The Current Road Salt Shortage Is a Harbinger of Tougher Challenges Ahead

01 Mar 2025 9:04 AM | Smart About Salt (Administrator)

The Current Road Salt Shortage Is a Harbinger of Tougher Challenges Ahead – The Colgate Maroon-News

Colgate University students were granted the first “snow day” in years on Monday, Feb. 17 . It was a welcome respite in the middle of February, a month without scheduled breaks from classes or seasonal depression. However, the Weather Decision Group’s campus-wide email may be a harbinger of less welcome developments down the road. 

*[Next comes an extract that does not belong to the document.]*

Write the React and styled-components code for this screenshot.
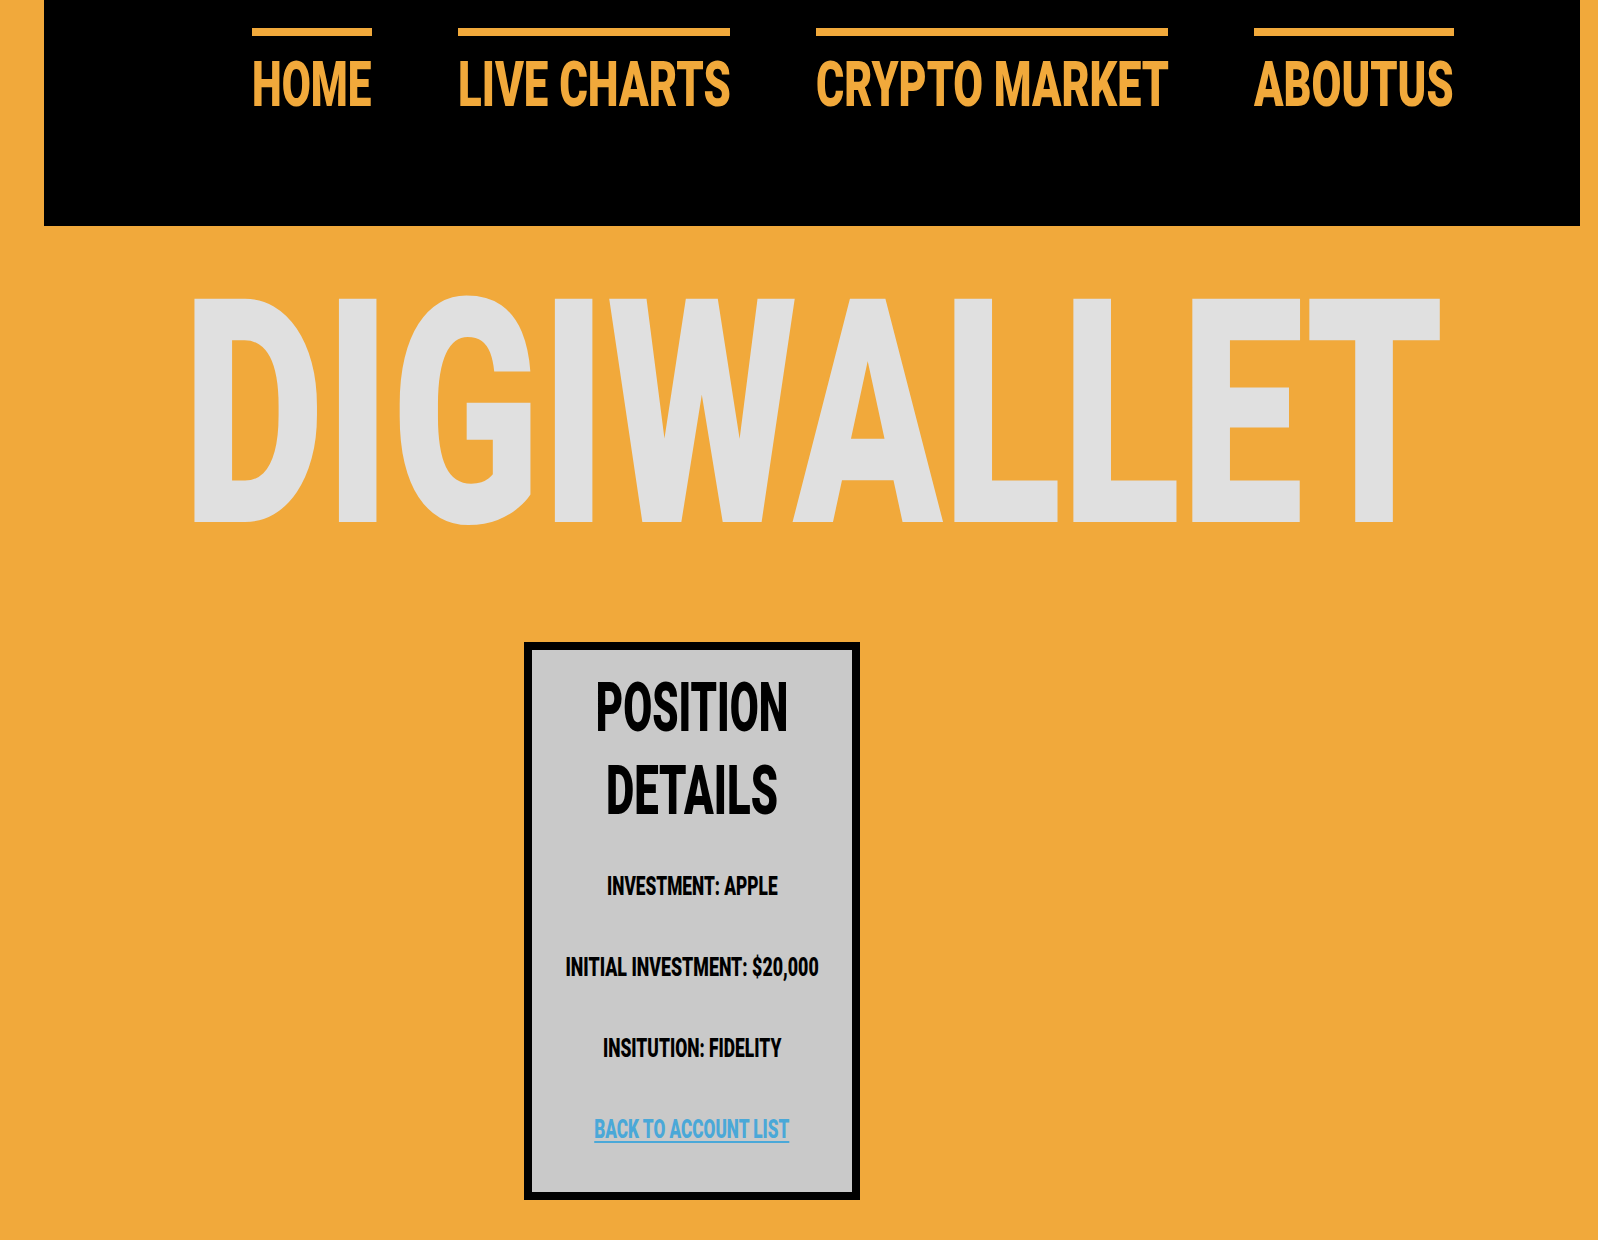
import React from "react";
import styled, { createGlobalStyle } from "styled-components";

const GlobalStyle = createGlobalStyle`
  html, body {
    margin: 0;
    padding: 0;
    background: #f1a93b;
  }
  body {
    font-family: Roboto, "Liberation Sans", sans-serif;
  }
`;

const Page = styled.div`
  width: 1598px;
  min-height: 1240px;
  background: #f1a93b;
  overflow: hidden;
`;

// condensed look: the installed fonts are all wide, so squeeze the glyphs
const Squeeze = styled.span`
  display: inline-block;
  white-space: nowrap;
  transform: scaleX(${(p) => p.$scale || 0.66});
  transform-origin: ${(p) => p.$origin || "center"};
`;

const Header = styled.header`
  margin-left: 44px;
  width: 1536px;
  height: 226px;
  background: #000;
  box-sizing: border-box;
  padding: 28px 126px 0 0;
`;

const Nav = styled.nav`
  display: flex;
  justify-content: flex-end;
  gap: 86px;
`;

const NavLink = styled.a`
  display: block;
  flex: none;
  width: ${(p) => p.$w}px;
  border-top: 8px solid #f1a93b;
  padding-top: 17px;
  color: #f1a93b;
  font-size: 63px;
  font-weight: 900;
  line-height: 1;
  text-decoration: none;
  text-transform: uppercase;
`;

const Title = styled.h1`
  display: flex;
  justify-content: center;
  margin: 32px 0 0;
  padding-left: 28px;
  color: #e0e0e0;
  font-size: 314px;
  font-weight: 900;
  line-height: 1;
`;

const Section = styled.section`
  padding: 70px 0 40px 524px;
`;

const Card = styled.div`
  box-sizing: border-box;
  width: 336px;
  height: 558px;
  border: 8px solid #000;
  background: #c9c9c9;
  display: flex;
  flex-direction: column;
  align-items: center;
  padding-top: 16px;
`;

const CardTitle = styled.h2`
  display: flex;
  flex-direction: column;
  align-items: center;
  margin: 0 0 41px;
  font-size: 69px;
  font-weight: 900;
  line-height: 83px;
  color: #000;
  text-transform: uppercase;
`;

const Detail = styled.p`
  margin: 0 0 55px;
  font-size: 26px;
  font-weight: 900;
  line-height: 26px;
  color: #000;
  text-transform: uppercase;
`;

const BackLink = styled.a`
  font-size: 26px;
  font-weight: 900;
  line-height: 26px;
  color: #4aa8d8;
  text-transform: uppercase;

  ${Squeeze} {
    text-decoration: underline;
    text-decoration-thickness: 2px;
    text-underline-offset: 3px;
  }
`;

const links = [
  { label: "Home", w: 120, s: 0.67 },
  { label: "Live Charts", w: 272, s: 0.694 },
  { label: "Crypto Market", w: 352, s: 0.685 },
  { label: "AboutUs", w: 200, s: 0.688 },
];

const details = [
  { text: "Investment: Apple", s: 0.664 },
  { text: "Initial Investment: $20,000", s: 0.684 },
  { text: "Insitution: Fidelity", s: 0.67 },
];

export default function App() {
  return (
    <Page>
      <GlobalStyle />
      <Header>
        <Nav>
          {links.map((l) => (
            <NavLink key={l.label} href="#" $w={l.w}>
              <Squeeze $origin="left" $scale={l.s}>{l.label}</Squeeze>
            </NavLink>
          ))}
        </Nav>
      </Header>
      <Title>
        <Squeeze $scale={0.699}>DIGIWALLET</Squeeze>
      </Title>
      <Section>
        <Card>
          <CardTitle>
            <Squeeze $scale={0.609}>Position</Squeeze>
            <Squeeze $scale={0.633}>Details</Squeeze>
          </CardTitle>
          {details.map((d) => (
            <Detail key={d.text}>
              <Squeeze $scale={d.s}>{d.text}</Squeeze>
            </Detail>
          ))}
          <BackLink href="#">
            <Squeeze $scale={0.66}>Back to Account List</Squeeze>
          </BackLink>
        </Card>
      </Section>
    </Page>
  );
}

While plowing efforts can clear most snow on campus rather effectively, it is rock salt, the kind you often see piled up in big sheds off the highway, that is most vital to combating winter-weather-related dangers. If you have been complaining about the lack of that salt on the sheets of ice that continue to underlay most campus paths, you are part of what appears to be the majority. Various (especially less serviced) parts of campus have been virtual skating rinks for months, not least outside my door at Parker Apartments. Has Colgate forgotten us? Not exactly. It could be, rather, due to the major road salt shortage occurring in New York state. 

On Feb. 14, New York Gov. Kathy Hochul declared a disaster emergency due to the shortage combined with the incoming winter storm.

“I mean, this is the worst weather we’ve had in a long time, in terms of sustained cold that requires constant salt on the roads,” Hochul said during a press conference. 

The weather she describes has put serious strain on both institutional users of rock salt like the state or Colgate, as well as consumers, many of whom have been unable to find it at local hardware stores. Sure enough, I called the Tractor Supply located near Price Chopper, and they gave a resounding “no” when I asked if they had rock salt in stock. 

Why don’t we increase supply? It’s logical to think that transporting rock salt all the way to landlocked upstate New York might be the problem, but in fact, New York is home to the largest operating salt mine in the United States. Cleveland, another city hit by salt shortages, even has a mine located directly within the urban downtown.

The real answer illuminates a fundamental problem at work here. For the most part, state governments and other institutional users of rock salt order the amount they need in advance of the season, usually estimating the tonnage and then ordering a bit more as a cushion. This type of purchase comes pretty cheap, sometimes around $50 per ton. However, if more salt is needed throughout the winter, they have to reorder and pay a larger price, around twice the original. Therefore, estimating the severity of a coming winter is imperative to supply the right amount of salt, and that is becoming harder and harder as climate change continues to wreak havoc on the predictability of our weather systems. 

At Colgate, this is sure to manifest in increasing difficulty managing our harsh weather patterns. We are consistently affected by lake effect snow, a phenomenon originating from the variance between the warmer Great Lakes and colder Canadian air passing over them. As we experience record-setting warm summers, those lakes will stay warmer during the winter and cause greater amounts of precipitation in a more unpredictable pattern. That is to say, occurrences such as Monday’s cancellation may become more frequent. 

The University administration will need to make appropriate adjustments, focusing more on managing varying conditions. While many of us lament the mundane and seemingly endless Hamilton winters, inconsistent bouts of extreme weather pose a greater threat to the normality of campus life. Resources needed to conduct that management will be expensive. For example, overestimating salt needs could end with a mild winter — like the ones we saw in the past two years — and, therefore, wasted money. Also, rock salt treatments produce environmentally harmful effects on water quality and wildlife. If Colgate wants to avoid these risks on campus, it could switch to alternatives such as calcium chloride. This chemical, while being more expensive than normal salt, is also even more corrosive to metals such as aluminum found on cars.  

Existing issues on campus will need to be even more urgently addressed as a lack of salt and bad weather combine in the coming decades. Although winters may become shorter and shorter, the intensity of seasonal weather is predicted to increase as climate change induces more frequent polar vortex and lake effect snow events. At Colgate, the split between up and down the hill becomes deeper as uphill paths are left unsalted or rendered inaccessible, and driving becomes more precarious. In another case, the infamously expensive and small housing supply for faculty and staff presents a pressing transportation issue. What happens when current measures become inadequate to maintain the safety of roads between Hamilton and Cazenovia, for example?

Overall, Colgate will have no choice but to focus more heavily on assuring the smooth running of campus during extreme weather conditions as climate change squeezes vital resources, like rock salt. That said, maybe we students will get to enjoy a snow day more than once every couple of years as well.